> **THE REQUEST**
Leaving out every picture, quote the data below exactly as it appears.

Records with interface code
begin
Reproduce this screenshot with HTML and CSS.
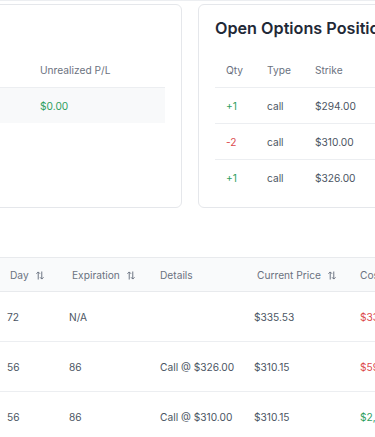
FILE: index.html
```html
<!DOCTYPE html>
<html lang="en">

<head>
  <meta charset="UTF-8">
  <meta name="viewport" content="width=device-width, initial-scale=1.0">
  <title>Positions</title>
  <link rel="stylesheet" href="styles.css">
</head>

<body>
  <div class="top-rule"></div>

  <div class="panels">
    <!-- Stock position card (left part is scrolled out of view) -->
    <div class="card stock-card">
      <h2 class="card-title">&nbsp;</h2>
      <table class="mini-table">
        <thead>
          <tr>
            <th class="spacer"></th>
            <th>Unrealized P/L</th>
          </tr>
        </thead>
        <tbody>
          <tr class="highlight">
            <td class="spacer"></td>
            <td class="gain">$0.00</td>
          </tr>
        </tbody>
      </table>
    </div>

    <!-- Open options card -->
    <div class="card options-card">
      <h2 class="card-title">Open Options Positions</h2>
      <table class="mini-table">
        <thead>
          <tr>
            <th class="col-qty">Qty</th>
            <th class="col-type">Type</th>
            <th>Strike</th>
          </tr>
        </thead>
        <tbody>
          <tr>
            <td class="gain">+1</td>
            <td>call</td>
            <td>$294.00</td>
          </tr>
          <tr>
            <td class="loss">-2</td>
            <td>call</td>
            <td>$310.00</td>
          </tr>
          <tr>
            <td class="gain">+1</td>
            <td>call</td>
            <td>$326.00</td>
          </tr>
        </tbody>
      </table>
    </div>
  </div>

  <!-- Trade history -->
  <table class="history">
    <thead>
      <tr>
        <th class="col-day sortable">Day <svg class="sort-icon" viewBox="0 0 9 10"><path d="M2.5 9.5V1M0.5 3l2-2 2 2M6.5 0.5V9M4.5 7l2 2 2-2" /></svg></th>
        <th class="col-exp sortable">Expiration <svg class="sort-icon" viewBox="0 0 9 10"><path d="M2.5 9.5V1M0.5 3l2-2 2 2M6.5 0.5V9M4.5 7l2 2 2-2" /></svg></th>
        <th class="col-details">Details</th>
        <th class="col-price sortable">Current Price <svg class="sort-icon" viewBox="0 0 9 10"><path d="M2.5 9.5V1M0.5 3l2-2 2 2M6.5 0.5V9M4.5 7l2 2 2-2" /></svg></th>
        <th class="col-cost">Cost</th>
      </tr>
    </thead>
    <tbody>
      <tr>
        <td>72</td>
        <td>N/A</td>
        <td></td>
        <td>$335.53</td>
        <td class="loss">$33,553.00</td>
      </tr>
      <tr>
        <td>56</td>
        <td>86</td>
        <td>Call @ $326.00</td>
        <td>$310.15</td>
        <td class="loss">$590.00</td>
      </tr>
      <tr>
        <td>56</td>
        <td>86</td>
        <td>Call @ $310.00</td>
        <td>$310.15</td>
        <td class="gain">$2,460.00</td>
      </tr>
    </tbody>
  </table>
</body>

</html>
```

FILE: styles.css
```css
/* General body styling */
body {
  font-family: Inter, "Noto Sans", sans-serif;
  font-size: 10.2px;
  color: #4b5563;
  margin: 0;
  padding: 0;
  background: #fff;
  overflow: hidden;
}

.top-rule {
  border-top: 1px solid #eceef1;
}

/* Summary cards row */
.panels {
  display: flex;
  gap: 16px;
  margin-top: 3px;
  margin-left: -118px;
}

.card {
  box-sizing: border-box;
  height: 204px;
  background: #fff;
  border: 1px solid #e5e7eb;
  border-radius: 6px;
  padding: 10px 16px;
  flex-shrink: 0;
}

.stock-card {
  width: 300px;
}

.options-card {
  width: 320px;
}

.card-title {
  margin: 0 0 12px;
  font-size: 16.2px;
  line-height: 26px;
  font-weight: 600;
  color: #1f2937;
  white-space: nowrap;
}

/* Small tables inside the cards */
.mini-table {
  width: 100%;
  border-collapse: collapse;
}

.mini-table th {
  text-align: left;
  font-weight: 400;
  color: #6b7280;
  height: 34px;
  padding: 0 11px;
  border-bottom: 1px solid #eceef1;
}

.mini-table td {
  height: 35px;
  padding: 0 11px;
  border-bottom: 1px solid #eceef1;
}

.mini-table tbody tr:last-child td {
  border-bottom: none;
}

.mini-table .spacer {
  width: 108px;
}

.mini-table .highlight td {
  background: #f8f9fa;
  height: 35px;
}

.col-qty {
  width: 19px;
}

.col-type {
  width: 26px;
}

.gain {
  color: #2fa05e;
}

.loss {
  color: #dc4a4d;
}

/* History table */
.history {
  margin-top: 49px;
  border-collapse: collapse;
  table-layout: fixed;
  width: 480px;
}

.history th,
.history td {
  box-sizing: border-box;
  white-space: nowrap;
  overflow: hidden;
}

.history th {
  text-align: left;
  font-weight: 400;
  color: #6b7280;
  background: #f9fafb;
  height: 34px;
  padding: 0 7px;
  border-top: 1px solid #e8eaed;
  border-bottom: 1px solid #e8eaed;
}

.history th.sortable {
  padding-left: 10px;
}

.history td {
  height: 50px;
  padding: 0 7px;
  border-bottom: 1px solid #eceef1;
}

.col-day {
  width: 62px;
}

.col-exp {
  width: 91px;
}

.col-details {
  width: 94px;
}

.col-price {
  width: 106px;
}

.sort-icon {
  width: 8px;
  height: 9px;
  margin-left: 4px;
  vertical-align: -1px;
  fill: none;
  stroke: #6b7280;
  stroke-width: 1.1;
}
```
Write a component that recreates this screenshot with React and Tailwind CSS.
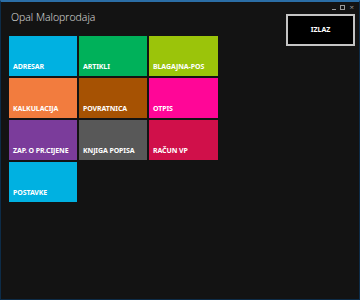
end
> **WRITTEN RESPONSE**
Reproduce this screenshot with HTML and CSS.
FILE: index.html
```html
<!DOCTYPE html>
<html lang="en">

<head>
  <meta charset="UTF-8">
  <meta name="viewport" content="width=device-width, initial-scale=1.0">
  <title>Positions</title>
  <link rel="stylesheet" href="styles.css">
</head>

<body>
  <div class="top-rule"></div>

  <div class="panels">
    <!-- Stock position card (left part is scrolled out of view) -->
    <div class="card stock-card">
      <h2 class="card-title">&nbsp;</h2>
      <table class="mini-table">
        <thead>
          <tr>
            <th class="spacer"></th>
            <th>Unrealized P/L</th>
          </tr>
        </thead>
        <tbody>
          <tr class="highlight">
            <td class="spacer"></td>
            <td class="gain">$0.00</td>
          </tr>
        </tbody>
      </table>
    </div>

    <!-- Open options card -->
    <div class="card options-card">
      <h2 class="card-title">Open Options Positions</h2>
      <table class="mini-table">
        <thead>
          <tr>
            <th class="col-qty">Qty</th>
            <th class="col-type">Type</th>
            <th>Strike</th>
          </tr>
        </thead>
        <tbody>
          <tr>
            <td class="gain">+1</td>
            <td>call</td>
            <td>$294.00</td>
          </tr>
          <tr>
            <td class="loss">-2</td>
            <td>call</td>
            <td>$310.00</td>
          </tr>
          <tr>
            <td class="gain">+1</td>
            <td>call</td>
            <td>$326.00</td>
          </tr>
        </tbody>
      </table>
    </div>
  </div>

  <!-- Trade history -->
  <table class="history">
    <thead>
      <tr>
        <th class="col-day sortable">Day <svg class="sort-icon" viewBox="0 0 9 10"><path d="M2.5 9.5V1M0.5 3l2-2 2 2M6.5 0.5V9M4.5 7l2 2 2-2" /></svg></th>
        <th class="col-exp sortable">Expiration <svg class="sort-icon" viewBox="0 0 9 10"><path d="M2.5 9.5V1M0.5 3l2-2 2 2M6.5 0.5V9M4.5 7l2 2 2-2" /></svg></th>
        <th class="col-details">Details</th>
        <th class="col-price sortable">Current Price <svg class="sort-icon" viewBox="0 0 9 10"><path d="M2.5 9.5V1M0.5 3l2-2 2 2M6.5 0.5V9M4.5 7l2 2 2-2" /></svg></th>
        <th class="col-cost">Cost</th>
      </tr>
    </thead>
    <tbody>
      <tr>
        <td>72</td>
        <td>N/A</td>
        <td></td>
        <td>$335.53</td>
        <td class="loss">$33,553.00</td>
      </tr>
      <tr>
        <td>56</td>
        <td>86</td>
        <td>Call @ $326.00</td>
        <td>$310.15</td>
        <td class="loss">$590.00</td>
      </tr>
      <tr>
        <td>56</td>
        <td>86</td>
        <td>Call @ $310.00</td>
        <td>$310.15</td>
        <td class="gain">$2,460.00</td>
      </tr>
    </tbody>
  </table>
</body>

</html>
```

FILE: styles.css
```css
/* General body styling */
body {
  font-family: Inter, "Noto Sans", sans-serif;
  font-size: 10.2px;
  color: #4b5563;
  margin: 0;
  padding: 0;
  background: #fff;
  overflow: hidden;
}

.top-rule {
  border-top: 1px solid #eceef1;
}

/* Summary cards row */
.panels {
  display: flex;
  gap: 16px;
  margin-top: 3px;
  margin-left: -118px;
}

.card {
  box-sizing: border-box;
  height: 204px;
  background: #fff;
  border: 1px solid #e5e7eb;
  border-radius: 6px;
  padding: 10px 16px;
  flex-shrink: 0;
}

.stock-card {
  width: 300px;
}

.options-card {
  width: 320px;
}

.card-title {
  margin: 0 0 12px;
  font-size: 16.2px;
  line-height: 26px;
  font-weight: 600;
  color: #1f2937;
  white-space: nowrap;
}

/* Small tables inside the cards */
.mini-table {
  width: 100%;
  border-collapse: collapse;
}

.mini-table th {
  text-align: left;
  font-weight: 400;
  color: #6b7280;
  height: 34px;
  padding: 0 11px;
  border-bottom: 1px solid #eceef1;
}

.mini-table td {
  height: 35px;
  padding: 0 11px;
  border-bottom: 1px solid #eceef1;
}

.mini-table tbody tr:last-child td {
  border-bottom: none;
}

.mini-table .spacer {
  width: 108px;
}

.mini-table .highlight td {
  background: #f8f9fa;
  height: 35px;
}

.col-qty {
  width: 19px;
}

.col-type {
  width: 26px;
}

.gain {
  color: #2fa05e;
}

.loss {
  color: #dc4a4d;
}

/* History table */
.history {
  margin-top: 49px;
  border-collapse: collapse;
  table-layout: fixed;
  width: 480px;
}

.history th,
.history td {
  box-sizing: border-box;
  white-space: nowrap;
  overflow: hidden;
}

.history th {
  text-align: left;
  font-weight: 400;
  color: #6b7280;
  background: #f9fafb;
  height: 34px;
  padding: 0 7px;
  border-top: 1px solid #e8eaed;
  border-bottom: 1px solid #e8eaed;
}

.history th.sortable {
  padding-left: 10px;
}

.history td {
  height: 50px;
  padding: 0 7px;
  border-bottom: 1px solid #eceef1;
}

.col-day {
  width: 62px;
}

.col-exp {
  width: 91px;
}

.col-details {
  width: 94px;
}

.col-price {
  width: 106px;
}

.sort-icon {
  width: 8px;
  height: 9px;
  margin-left: 4px;
  vertical-align: -1px;
  fill: none;
  stroke: #6b7280;
  stroke-width: 1.1;
}
```
Write a component that recreates this screenshot with React and Tailwind CSS.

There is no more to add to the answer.